** BEGIN **

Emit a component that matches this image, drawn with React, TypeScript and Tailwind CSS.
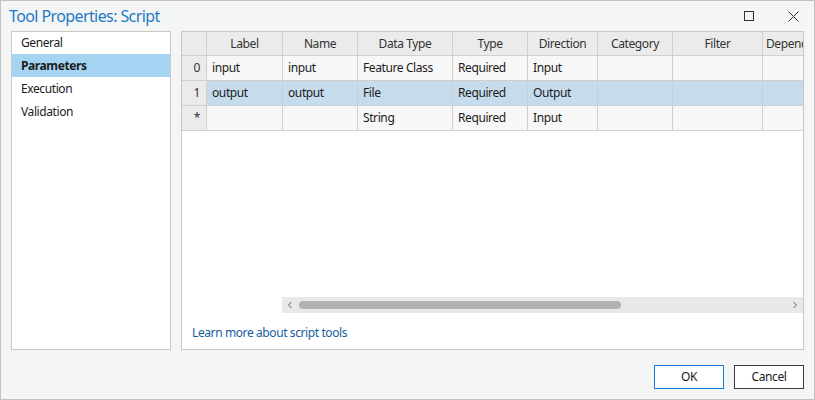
import React from "react";

const cols = [
  { name: "Label", w: 76 },
  { name: "Name", w: 75 },
  { name: "Data Type", w: 95 },
  { name: "Type", w: 75 },
  { name: "Direction", w: 70 },
  { name: "Category", w: 75 },
  { name: "Filter", w: 90 },
  { name: "Dependency", w: 80 },
];

const rows = [
  { idx: "0", cells: ["input", "input", "Feature Class", "Required", "Input", "", "", ""], sel: false },
  { idx: "1", cells: ["output", "output", "File", "Required", "Output", "", "", ""], sel: true },
  { idx: "*", cells: ["", "", "String", "Required", "Input", "", "", ""], sel: false },
];

export default function App() {
  return (
    <div
      className="w-[815px] h-[400px] border border-[#c3c3c3] bg-[#f4f6f5] flex flex-col text-[#1b1b1b] overflow-hidden tracking-[-0.4px]"
      style={{ fontFamily: '"Noto Sans", "Open Sans", sans-serif' }}
    >
      {/* title bar */}
      <div className="h-[30px] flex items-center pl-[8px] pr-[15px] shrink-0">
        <div className="text-[16px] text-[#2479c4] leading-none tracking-[-0.6px]">Tool Properties: Script</div>
        <div className="flex-1" />
        <div className="w-[10px] h-[10px] border border-[#333]" />
        <div className="ml-[34px] w-[11px] h-[11px] relative">
          <svg width="11" height="11" viewBox="0 0 11 11">
            <path d="M0.5 0.5 L10.5 10.5 M10.5 0.5 L0.5 10.5" stroke="#333" strokeWidth="1" />
          </svg>
        </div>
      </div>

      {/* body */}
      <div className="flex px-[10px] gap-[10px] h-[319px] shrink-0">
        <div className="w-[160px] border border-[#c8c8c8] bg-white flex flex-col text-[12px]">
          <div className="h-[22px] flex items-center pl-[9px]">General</div>
          <div className="h-[23px] flex items-center pl-[9px] bg-[#a4d4f2] font-bold">Parameters</div>
          <div className="h-[23px] flex items-center pl-[9px]">Execution</div>
          <div className="h-[23px] flex items-center pl-[9px]">Validation</div>
        </div>

        <div className="flex-1 border border-[#c8c8c8] bg-white flex flex-col overflow-hidden">
          <div className="flex flex-col text-[12px] overflow-hidden">
            {/* header */}
            <div className="flex h-[24px] shrink-0">
              <div className="w-[25px] shrink-0 bg-[#ebebeb] border-r border-b border-[#cfcfcf]" />
              {cols.map((c, i) => (
                <div
                  key={c.name}
                  style={{ width: c.w }}
                  className={
                    "shrink-0 bg-[#ebebeb] border-r border-b border-[#cfcfcf] flex items-center whitespace-nowrap overflow-hidden text-[#333] " +
                    (i === cols.length - 1 ? "justify-start pl-[3px]" : "justify-center")
                  }
                >
                  {c.name}
                </div>
              ))}
            </div>
            {rows.map((r) => (
              <div key={r.idx} className="flex h-[25px] shrink-0">
                <div className="w-[25px] shrink-0 bg-[#ebebeb] border-r border-b border-[#cfcfcf] flex items-center justify-end pr-[6px] text-[#333]">
                  {r.idx}
                </div>
                {r.cells.map((t, i) => (
                  <div
                    key={i}
                    style={{ width: cols[i].w }}
                    className={
                      "shrink-0 border-r border-b border-[#cfcfcf] flex items-center pl-[5px] whitespace-nowrap overflow-hidden " +
                      (r.sel ? "bg-[#c6dced]" : "bg-[#f7f7f7]")
                    }
                  >
                    {t}
                  </div>
                ))}
              </div>
            ))}
          </div>

          <div className="flex-1" />

          {/* scrollbar */}
          <div className="ml-[100px] h-[16px] bg-[#e8e8e8] flex items-center shrink-0">
            <svg width="17" height="16" viewBox="0 0 17 16" className="shrink-0">
              <path d="M9.5 5 L6.5 8 L9.5 11" stroke="#606060" strokeWidth="1" fill="none" />
            </svg>
            <div className="w-[322px] h-[8px] rounded-full bg-[#b2b2b2]" />
            <div className="flex-1" />
            <svg width="17" height="16" viewBox="0 0 17 16" className="shrink-0">
              <path d="M7.5 5 L10.5 8 L7.5 11" stroke="#606060" strokeWidth="1" fill="none" />
            </svg>
          </div>

          <div className="h-[36px] flex items-center pl-[10px] text-[12px] text-[#145d9c] shrink-0 pt-[3px]">
            Learn more about script tools
          </div>
        </div>
      </div>

      {/* buttons */}
      <div className="flex-1 flex items-start justify-end pr-[10px] pt-[15px] gap-[10px]">
        <button className="w-[70px] h-[24px] border border-[#1a7ad4] bg-white text-[12px] text-[#1b1b1b]">OK</button>
        <button className="w-[70px] h-[24px] border border-[#3a3a3a] bg-white text-[12px] text-[#1b1b1b]">Cancel</button>
      </div>
    </div>
  );
}
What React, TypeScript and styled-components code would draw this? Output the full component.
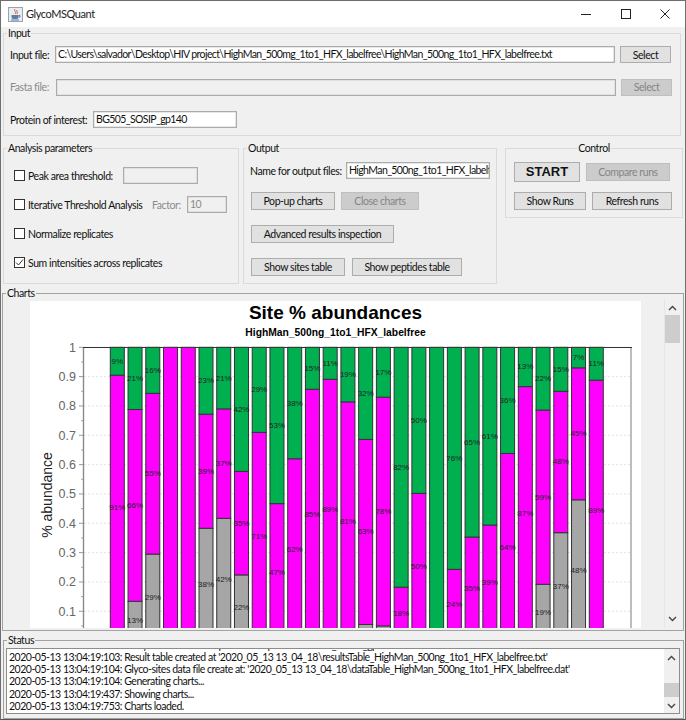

** END **

Copy each line in full and exactly, omitting any picture.

Emit a component that matches this image, drawn with React, TypeScript and Tailwind CSS.
import React from "react";

const cols = [
  { name: "Label", w: 76 },
  { name: "Name", w: 75 },
  { name: "Data Type", w: 95 },
  { name: "Type", w: 75 },
  { name: "Direction", w: 70 },
  { name: "Category", w: 75 },
  { name: "Filter", w: 90 },
  { name: "Dependency", w: 80 },
];

const rows = [
  { idx: "0", cells: ["input", "input", "Feature Class", "Required", "Input", "", "", ""], sel: false },
  { idx: "1", cells: ["output", "output", "File", "Required", "Output", "", "", ""], sel: true },
  { idx: "*", cells: ["", "", "String", "Required", "Input", "", "", ""], sel: false },
];

export default function App() {
  return (
    <div
      className="w-[815px] h-[400px] border border-[#c3c3c3] bg-[#f4f6f5] flex flex-col text-[#1b1b1b] overflow-hidden tracking-[-0.4px]"
      style={{ fontFamily: '"Noto Sans", "Open Sans", sans-serif' }}
    >
      {/* title bar */}
      <div className="h-[30px] flex items-center pl-[8px] pr-[15px] shrink-0">
        <div className="text-[16px] text-[#2479c4] leading-none tracking-[-0.6px]">Tool Properties: Script</div>
        <div className="flex-1" />
        <div className="w-[10px] h-[10px] border border-[#333]" />
        <div className="ml-[34px] w-[11px] h-[11px] relative">
          <svg width="11" height="11" viewBox="0 0 11 11">
            <path d="M0.5 0.5 L10.5 10.5 M10.5 0.5 L0.5 10.5" stroke="#333" strokeWidth="1" />
          </svg>
        </div>
      </div>

      {/* body */}
      <div className="flex px-[10px] gap-[10px] h-[319px] shrink-0">
        <div className="w-[160px] border border-[#c8c8c8] bg-white flex flex-col text-[12px]">
          <div className="h-[22px] flex items-center pl-[9px]">General</div>
          <div className="h-[23px] flex items-center pl-[9px] bg-[#a4d4f2] font-bold">Parameters</div>
          <div className="h-[23px] flex items-center pl-[9px]">Execution</div>
          <div className="h-[23px] flex items-center pl-[9px]">Validation</div>
        </div>

        <div className="flex-1 border border-[#c8c8c8] bg-white flex flex-col overflow-hidden">
          <div className="flex flex-col text-[12px] overflow-hidden">
            {/* header */}
            <div className="flex h-[24px] shrink-0">
              <div className="w-[25px] shrink-0 bg-[#ebebeb] border-r border-b border-[#cfcfcf]" />
              {cols.map((c, i) => (
                <div
                  key={c.name}
                  style={{ width: c.w }}
                  className={
                    "shrink-0 bg-[#ebebeb] border-r border-b border-[#cfcfcf] flex items-center whitespace-nowrap overflow-hidden text-[#333] " +
                    (i === cols.length - 1 ? "justify-start pl-[3px]" : "justify-center")
                  }
                >
                  {c.name}
                </div>
              ))}
            </div>
            {rows.map((r) => (
              <div key={r.idx} className="flex h-[25px] shrink-0">
                <div className="w-[25px] shrink-0 bg-[#ebebeb] border-r border-b border-[#cfcfcf] flex items-center justify-end pr-[6px] text-[#333]">
                  {r.idx}
                </div>
                {r.cells.map((t, i) => (
                  <div
                    key={i}
                    style={{ width: cols[i].w }}
                    className={
                      "shrink-0 border-r border-b border-[#cfcfcf] flex items-center pl-[5px] whitespace-nowrap overflow-hidden " +
                      (r.sel ? "bg-[#c6dced]" : "bg-[#f7f7f7]")
                    }
                  >
                    {t}
                  </div>
                ))}
              </div>
            ))}
          </div>

          <div className="flex-1" />

          {/* scrollbar */}
          <div className="ml-[100px] h-[16px] bg-[#e8e8e8] flex items-center shrink-0">
            <svg width="17" height="16" viewBox="0 0 17 16" className="shrink-0">
              <path d="M9.5 5 L6.5 8 L9.5 11" stroke="#606060" strokeWidth="1" fill="none" />
            </svg>
            <div className="w-[322px] h-[8px] rounded-full bg-[#b2b2b2]" />
            <div className="flex-1" />
            <svg width="17" height="16" viewBox="0 0 17 16" className="shrink-0">
              <path d="M7.5 5 L10.5 8 L7.5 11" stroke="#606060" strokeWidth="1" fill="none" />
            </svg>
          </div>

          <div className="h-[36px] flex items-center pl-[10px] text-[12px] text-[#145d9c] shrink-0 pt-[3px]">
            Learn more about script tools
          </div>
        </div>
      </div>

      {/* buttons */}
      <div className="flex-1 flex items-start justify-end pr-[10px] pt-[15px] gap-[10px]">
        <button className="w-[70px] h-[24px] border border-[#1a7ad4] bg-white text-[12px] text-[#1b1b1b]">OK</button>
        <button className="w-[70px] h-[24px] border border-[#3a3a3a] bg-white text-[12px] text-[#1b1b1b]">Cancel</button>
      </div>
    </div>
  );
}
What React, TypeScript and styled-components code would draw this? Output the full component.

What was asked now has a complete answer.